As the 221st General Assembly of the Presbyterian Church (USA) prepares to convene Saturday in Detroit, a report has been posted on the General Assembly business web site (pc-biz.org) detailing the denomination’s response to the 2012 GA’s call for a two-year season of study and discernment concerning the meaning of Christian Marriage.
Marriage will be one of the top issues to be debated at the assembly. The GA Committee on Civil Union and Marriage Issues will consider seven business items concerning marriage. During the openings days of the assembly, commissioners may submit additional business, called commissioner resolutions, so more work may be added to the committee’s agenda.
The majority of the business before the committee seeks to change the denomination’s constitution so that same-sex couples can be married by PCUSA pastors and in PCUSA churches either by changing the wording of the definition of marriage in the constitution or by approving an Authoritative Interpretation.

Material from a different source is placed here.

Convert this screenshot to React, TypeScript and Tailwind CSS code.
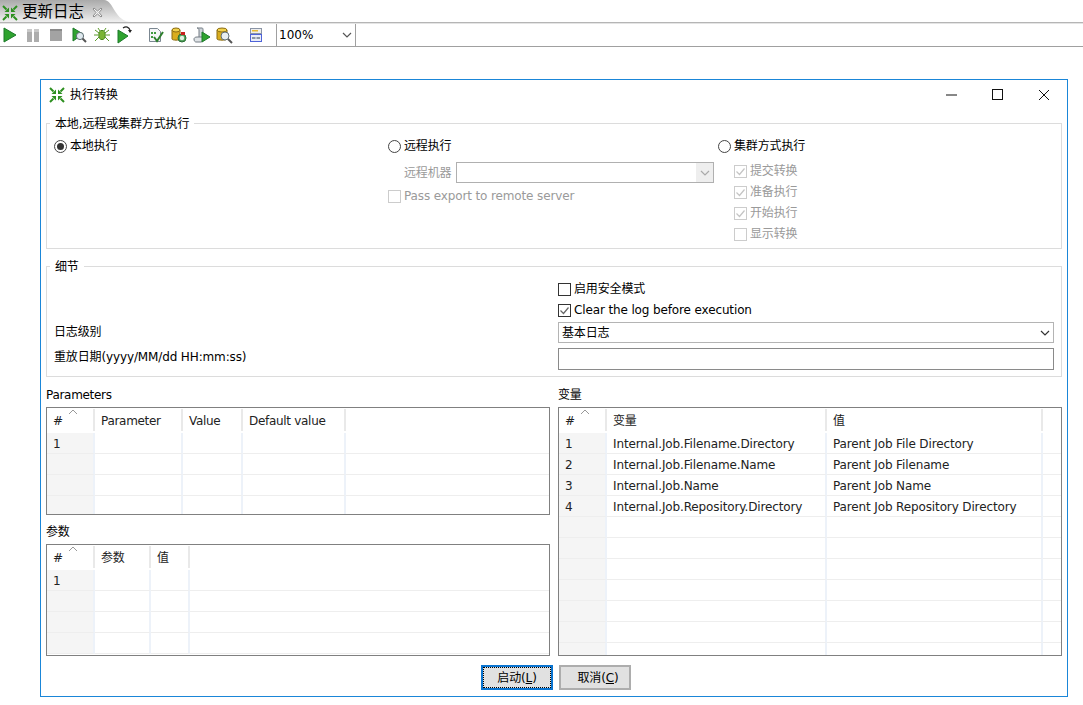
import { ReactNode } from "react";

function KettleIcon({ size = 16 }: { size?: number }) {
  const arrow = "M1 1L4.500 4.500";
  const head = "M7 7V2.500L2.500 7z";
  return (
    <svg width={size} height={size} viewBox="0 0 16 16" className="shrink-0">
      {[0, 90, 180, 270].map((deg) => (
        <g key={deg} transform={`rotate(${deg} 8 8)`}>
          <path d={arrow} stroke="#2c8f1f" strokeWidth="2" fill="none" />
          <path d={head} fill="#2c8f1f" />
        </g>
      ))}
    </svg>
  );
}

function ToolIcon({ name }: { name: string }) {
  if (name === "run")
    return (
      <svg width="16" height="16" viewBox="0 0 16 16">
        <path d="M2 1l12 7-12 7z" fill="#2fa32f" stroke="#1d7a2a" />
      </svg>
    );
  if (name === "pause")
    return (
      <svg width="16" height="16" viewBox="0 0 16 16">
        <path d="M2 2h5v13H2zM9 2h5v13H9z" fill="#adadad" />
        <path d="M2 2h5v3H2zM9 2h5v3H9z" fill="#c8c8c8" />
      </svg>
    );
  if (name === "stop")
    return (
      <svg width="16" height="16" viewBox="0 0 16 16">
        <rect x="2" y="2" width="12" height="12" fill="#a3a3a3" />
        <rect x="2" y="2" width="12" height="2" fill="#8a8a8a" />
      </svg>
    );
  if (name === "preview")
    return (
      <svg width="16" height="16" viewBox="0 0 16 16">
        <path d="M2 1l10 6-10 7z" fill="#2fa32f" stroke="#1d7a2a" />
        <circle cx="9" cy="9" r="3.600" fill="#dfe9ee" stroke="#5f6f75" />
        <path d="M11.500 11.500l3.500 3.500" stroke="#555" strokeWidth="2" />
      </svg>
    );
  if (name === "debug")
    return (
      <svg width="18" height="16" viewBox="0 0 18 16">
        <g stroke="#5c9a2a" strokeWidth="1" fill="none">
          <path d="M6 6L2 3M12 6l4-3M5 8H1M13 8h4M6 10l-4 4M12 10l4 4M7 4L5 1M11 4l2-3" />
        </g>
        <ellipse cx="9" cy="8" rx="3.200" ry="4.600" fill="#7ab534" stroke="#4a8a1e" />
      </svg>
    );
  if (name === "replay")
    return (
      <svg width="16" height="18" viewBox="0 0 16 18">
        <path d="M1 4l10 6-10 7z" fill="#2fa32f" stroke="#1d7a2a" />
        <path d="M6 2c3-2 6-1 7 2" fill="none" stroke="#222" strokeWidth="1.200" />
        <path d="M11 4h4l-2 3z" fill="#222" />
      </svg>
    );
  if (name === "check")
    return (
      <svg width="16" height="16" viewBox="0 0 16 16">
        <path d="M1.500 1.500h8l3 3v10h-11z" fill="#f4f6f8" stroke="#7b8791" />
        <path d="M3 5h2v2H3zM6 5h2v2H6zM3 9h2v2H3z" fill="#3f9a3f" />
        <path d="M6 10l3 4 6-9" fill="none" stroke="#2d7f2d" strokeWidth="2" />
      </svg>
    );
  if (name === "dbclock")
    return (
      <svg width="16" height="16" viewBox="0 0 16 16">
        <path d="M1 3v9c0 1.500 8 1.500 8 0V3z" fill="#d9ad1e" stroke="#8a6a10" />
        <ellipse cx="5" cy="3" rx="4" ry="2" fill="#f0d24d" stroke="#8a6a10" />
        <circle cx="11" cy="11" r="4" fill="#4fa05a" stroke="#2a6e33" />
        <circle cx="11" cy="11" r="2.200" fill="#dff0e0" />
        <rect x="10" y="5" width="4" height="3" fill="#c8201c" />
      </svg>
    );
  if (name === "scroll")
    return (
      <svg width="18" height="16" viewBox="0 0 18 16">
        <path d="M4 1h5c1 0 1 1 1 2v8H6V3c0-1-1-2-2-2z" fill="#cfd5da" stroke="#747d85" />
        <path d="M1 12c0-1 1-2 3-2h6v3c0 1-1 2-2 2H3c-1 0-2-1-2-3z" fill="#dfe3e6" stroke="#747d85" />
        <path d="M9 5l8 5-8 5z" fill="#2fa32f" stroke="#1d7a2a" />
      </svg>
    );
  if (name === "dbsearch")
    return (
      <svg width="17" height="17" viewBox="0 0 17 17">
        <path d="M1 3v9c0 1.500 10 1.500 10 0V3z" fill="#d9ad1e" stroke="#8a6a10" />
        <ellipse cx="6" cy="3" rx="5" ry="2" fill="#f0d24d" stroke="#8a6a10" />
        <circle cx="9" cy="9" r="4" fill="#e8eef0" stroke="#5f6f75" />
        <path d="M12 12l4 4" stroke="#555" strokeWidth="2" />
      </svg>
    );
  return (
    <svg width="16" height="16" viewBox="0 0 16 16">
      <rect x="2.500" y="1.500" width="11" height="5" fill="#eee" stroke="#8a94a5" />
      <rect x="4" y="3" width="6" height="1.500" fill="#e8b92f" />
      <rect x="2.500" y="7.500" width="11" height="7" fill="#e9edf8" stroke="#4f63d8" />
      <rect x="4" y="10" width="3.500" height="2" fill="#8a94a5" />
      <rect x="8.500" y="10" width="3.500" height="2" fill="#8a94a5" />
    </svg>
  );
}

function Chevron({ color = "#555" }: { color?: string }) {
  return (
    <svg width="10" height="6" viewBox="0 0 10 6" className="shrink-0">
      <path d="M1 1l4 4 4-4" fill="none" stroke={color} strokeWidth="1.200" />
    </svg>
  );
}

function Radio({ checked, label }: { checked?: boolean; label: string }) {
  return (
    <div className="flex h-4 items-center">
      <span className="mr-[3px] flex h-[13px] w-[13px] items-center justify-center rounded-full border border-[#444] bg-white">
        {checked && <span className="h-[7px] w-[7px] rounded-full bg-[#333]" />}
      </span>
      <span className="text-black">{label}</span>
    </div>
  );
}

function Check({ checked, disabled, label }: { checked?: boolean; disabled?: boolean; label: string }) {
  return (
    <div className="flex h-4 items-center">
      <span
        className={`mr-[3px] flex h-[13px] w-[13px] items-center justify-center border bg-white ${
          disabled ? "border-[#cccccc]" : "border-[#333]"
        }`}
      >
        {checked && (
          <svg width="11" height="11" viewBox="0 0 11 11">
            <path d="M1.500 5.500l3 3 5-6" fill="none" stroke={disabled ? "#c4c4c4" : "#666"} strokeWidth="1.200" />
          </svg>
        )}
      </span>
      <span className={disabled ? "text-[#9a9a9a]" : "text-black"}>{label}</span>
    </div>
  );
}

function Group({ title, className, children }: { title: string; className: string; children: ReactNode }) {
  return (
    <div className={`border border-[#dcdcdc] ${className}`}>
      <div className="-mt-2 ml-[3px] h-4 w-fit bg-white px-[5px] leading-4 text-black">{title}</div>
      {children}
    </div>
  );
}

function DataTable({
  columns,
  rows,
  className,
}: {
  columns: { label: string; width: number }[];
  rows: string[][];
  className: string;
}) {
  return (
    <div className={`relative flex flex-col overflow-hidden border border-[#808080] bg-white pt-px ${className}`}>
      <div className="flex h-[24px] shrink-0">
        {columns.map((col) => (
          <div
            key={col.label}
            style={{ width: col.width }}
            className="mb-0.5 shrink-0 border-r-2 border-[#e9e9e9] pl-[6px] pt-1 leading-4 tracking-[-0.3px] text-[#222]"
          >
            {col.label}
          </div>
        ))}
      </div>
      {rows.map((row, i) => (
        <div key={i} className="flex h-[21px] shrink-0">
          {columns.map((col, j) => (
            <div
              key={col.label}
              style={{ width: col.width }}
              className={`shrink-0 truncate border-b border-r-2 border-b-[#eeeeee] border-r-[#edf2f9] pl-[6px] leading-[23px] text-[#222] ${
                j === 0 ? "bg-[#f5f5f5]" : ""
              }`}
            >
              {row[j]}
            </div>
          ))}
          <div className="flex-1 border-b border-[#eeeeee]" />
        </div>
      ))}
      <svg width="10" height="6" viewBox="0 0 10 6" className="absolute left-[21px] top-px">
        <path d="M1 5l4-4 4 4" fill="none" stroke="#999" />
      </svg>
    </div>
  );
}

const paramColumns = [
  { label: "#", width: 48 },
  { label: "Parameter", width: 88 },
  { label: "Value", width: 60 },
  { label: "Default value", width: 103 },
];

const argColumns = [
  { label: "#", width: 48 },
  { label: "参数", width: 56 },
  { label: "值", width: 39 },
];

const varColumns = [
  { label: "#", width: 48 },
  { label: "变量", width: 220 },
  { label: "值", width: 216 },
];

const varRows = [
  ["1", "Internal.Job.Filename.Directory", "Parent Job File Directory"],
  ["2", "Internal.Job.Filename.Name", "Parent Job Filename"],
  ["3", "Internal.Job.Name", "Parent Job Name"],
  ["4", "Internal.Job.Repository.Directory", "Parent Job Repository Directory"],
  ...Array.from({ length: 7 }, () => ["", "", ""]),
];

const emptyRows = [["1", "", "", ""], ["", "", "", ""], ["", "", "", ""], ["", "", "", ""]];

const leftTools = ["run", "pause", "stop", "preview", "debug", "replay"];
const rightTools = ["check", "dbclock", "scroll", "dbsearch"];

export default function App() {
  return (
    <div className="h-[705px] w-[1083px] overflow-hidden bg-white font-['DejaVu_Sans','Noto_Sans_CJK_SC',sans-serif] text-[12px] tracking-[-0.13px] text-black">
      {/* 탭 */}
      <div className="flex h-[22px] items-stretch">
        <div className="flex w-[104px] items-center bg-gradient-to-b from-[#aaaaaa] to-[#f0f0f0] pl-[2px] pt-[3px]">
          <KettleIcon />
          <span className="ml-1 text-[15.5px] leading-none tracking-normal">更新日志</span>
          <svg width="11" height="11" viewBox="0 0 11 11" className="ml-2">
            <path d="M2 1l3.500 3L9 1l1 1-3 3.500 3 3.500-1 1-3.500-3L2 10 1 9l3-3.500L1 2z" fill="#f3f3f3" stroke="#8d8d8d" />
          </svg>
        </div>
        <svg width="28" height="22" viewBox="0 0 28 22">
          <defs>
            <linearGradient id="tabfade" x1="0" y1="0" x2="0" y2="1">
              <stop offset="0" stopColor="#aaaaaa" />
              <stop offset="1" stopColor="#f0f0f0" />
            </linearGradient>
          </defs>
          <path d="M0 0C10 0 10 22 28 22H0z" fill="url(#tabfade)" />
        </svg>
      </div>
      <div className="h-[2px] border-t border-[#b5b5b5] bg-[#e4e4e4]" />

      {/* 툴바 */}
      <div className="flex h-[23px] items-center border-b border-[#a0a0a0]">
        <div className="-ml-[2px] flex h-full items-center">
          {leftTools.map((t) => (
            <span key={t} className="flex w-[23px] justify-center"><ToolIcon name={t} /></span>
          ))}
          <span className="w-2" />
          {rightTools.map((t) => (
            <span key={t} className="flex w-[23px] justify-center"><ToolIcon name={t} /></span>
          ))}
          <span className="w-2" />
          <span className="flex w-[23px] justify-center"><ToolIcon name="form" /></span>
          <div className="ml-[9px] flex h-full w-[80px] items-center justify-between border-x border-[#a0a0a0] pl-[2px] pr-[3px] tracking-normal">
            100%
            <Chevron />
          </div>
        </div>
      </div>

      {/* 다이얼로그 */}
      <div className="ml-10 mt-[32px] flex h-[618px] w-[1028px] flex-col border border-[#1a86d8] px-[5px]">
        <div className="flex h-[43px] shrink-0 items-center pb-[14px] pl-[3px]">
          <KettleIcon />
          <span className="ml-[5px] tracking-normal">执行转换</span>
          <div className="ml-auto flex items-center">
            <svg width="12" height="12" viewBox="0 0 12 12"><path d="M1 6h11" stroke="#111" /></svg>
            <svg width="12" height="12" viewBox="0 0 12 12" className="ml-[35px]"><rect x=".5" y=".5" width="10" height="10" fill="none" stroke="#111" /></svg>
            <svg width="12" height="12" viewBox="0 0 12 12" className="ml-[34px] mr-3"><path d="M1 1l10 10M11 1L1 11" stroke="#111" /></svg>
          </div>
        </div>

        <Group title="本地,远程或集群方式执行" className="h-[126px] shrink-0">
          <div className="mt-[6px] grid grid-cols-[334px_330px_1fr] pl-[7px]">
            <Radio checked label="本地执行" />
            <div>
              <Radio label="远程执行" />
              <div className="mt-2 flex h-[21px] items-center pl-4 text-[#9a9a9a]">
                <span className="mr-[5px]">远程机器</span>
                <div className="flex h-full w-[258px] justify-end border border-[#b0b0b0]">
                  <span className="flex w-[17px] items-center justify-center bg-[#eeeeee]"><Chevron color="#aaa" /></span>
                </div>
              </div>
              <div className="mt-[5px]"><Check disabled label="Pass export to remote server" /></div>
            </div>
            <div>
              <Radio label="集群方式执行" />
              <div className="ml-4 mt-[9px] flex flex-col gap-[5px]">
                <Check disabled checked label="提交转换" />
                <Check disabled checked label="准备执行" />
                <Check disabled checked label="开始执行" />
                <Check disabled label="显示转换" />
              </div>
            </div>
          </div>
        </Group>

        <Group title="细节" className="mt-[17px] h-[111px] shrink-0">
          <div className="mt-[6px] grid grid-cols-[504px_496px] pl-[7px]">
            <div />
            <Check label="启用安全模式" />
            <div className="col-start-2 mt-[5px]"><Check checked label="Clear the log before execution" /></div>
            <div className="mt-1 flex items-center pb-[2px]">日志级别</div>
            <div className="mt-1 flex h-[21px] items-center justify-between border border-[#b4b4b4] bg-white px-[3px]">
              基本日志
              <Chevron color="#333" />
            </div>
            <div className="mt-[5px] flex items-center pb-1">重放日期(yyyy/MM/dd HH:mm:ss)</div>
            <div className="mt-[5px] h-[22px] border border-[#8a8a8a] bg-white" />
          </div>
        </Group>

        <div className="mt-[10px] grid shrink-0 grid-cols-[504px_504px] gap-x-2">
          <div>
            <div className="flex h-5 items-start leading-4 tracking-[-0.3px]">Parameters</div>
            <DataTable columns={paramColumns} rows={emptyRows} className="h-[108px]" />
            <div className="mt-[9px] flex h-5 items-start leading-4">参数</div>
            <DataTable columns={argColumns} rows={emptyRows} className="h-[112px]" />
          </div>
          <div>
            <div className="flex h-5 items-start leading-4">变量</div>
            <DataTable columns={varColumns} rows={varRows} className="h-[249px]" />
          </div>
        </div>

        <div className="mt-[9px] flex justify-center gap-[6px] pl-1">
          <button className="flex h-[25px] w-[72px] items-center justify-center border-2 border-[#0a74d0] bg-[#e1e1e1] outline-1 -outline-offset-3 outline-dotted outline-black">启动(<span className="underline">L</span>)</button>
          <button className="flex h-[25px] w-[72px] items-center justify-center border-2 border-[#adadad] bg-[#e1e1e1] pl-[6px]">取消(<span className="underline">C</span>)</button>
        </div>
      </div>
    </div>
  );
}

The most interesting part of the survey results were found in the comments section. Many seem to hint at not only a volatile assembly, but also unrest following the assembly if same-sex marriage is approved.
“The study brought out major conflicts among people who had known each other for years. Not a good prediction for the ability of the Assembly or the denomination to deal with the issue this year,” read one comment.
Another came from a person who participated in a study, “The passage of 10-A started an exodus of churches form the PCUSA. The passage of an overture on same sex marriage this summer will open the flood gates of churches leaving the PCUSA. The churches not leaving the PCUSA will suffer major losses of members who cannot continue to be associated with the PCUSA.”
A stated clerk, new in his position, said that while he did not participate in any discussion on the topic, “I believe that our focus has been on stability. This very topic has the potential to produce instability at this time.”
Other presbyteries cited a lack of time as the reason for not having a study on Christian marriage, due to the amount of church dismissals they are dealing with. “We have been so busy finishing up with gracious dismissals, dealing with the closing of two congregations and dealing with a complete change in presbytery staff that there has not been time for Foothills to engage this study,” said one comment.
Another comment read, “We are doing all we can to keep our congregations in the PCUSA. We don’t encourage congregations to study issues that could or would cause division at this time. We did give the congregations a list of resources regarding several issues that they could study if they desire.
One comment even lamented the lack of participation from conservative churches in its area, saying “Our more conservative congregations were, for the most part, not interested in conversation. Those who participated were more open-minded. Preaching to the choir.”
The Office of the General Assembly sent a survey to all the presbytery stated clerks in February 2014, asking them about presbytery and congregational participation in the two-year season of study and discernment of Christian marriage.
According to the report, of the 104 presbyteries that responded, 66.35 percent engaged in a marriage study following the 2012 assembly, and a majority of the studies – 52.63 percent – took place at a presbytery meeting.
The Office of Theology and Worship’s “Christian Marriage in the PCUSA” study guide was used by 90.63 percent of those participating, while 28.13 percent used other marriage study materials, including the supplemental materials prepared by the Covenant Network of Presbyterians.
Other comments found in the survey results include:
- “Our unity is in Jesus Christ. Discussing this topic would have fractured our unity, since no one is seeking ‘to’ discern; our presbyters have already discerned and our (sic) firm (though of different discernments) in their beliefs.”
- “Some folks were interested in studying the material, most were not. Sorry!”
- “I was very disappointed in the PCUSA study. VERY thin soup. Gave little insight, little to work with. I expect much more, and we need it.”
- “A small group in the church I serve is working through the study. The experience has been one of the best we’ve had: good and sustained attendance, evidence of study/reflection between sessions, and energy for the conversations. It is well-conceived and well done. The final question each session brilliant! It allows sharing without judgment of any observation or opinion, and engages a powerful question: What difference does it make? Thank you.”
- “Baltimore Presbytery has been studying this topic at least since 2004. During the last four years my sense is that we are tired of talking about it.”
- “The leadership of Cimarron Presbytery felt that the study provided by the Office of Theology and Worship was lacking and therefore, not usable. There was an overwhelming amount of background material to cover and absorb, especially for members who have not been closely following the topic of marriage. In contrast, the discussion questions themselves seemed rather shallow. Regretfully, Cimarron Presbyter did not have the time or resources to seek out or develop other study resources on this important topic.”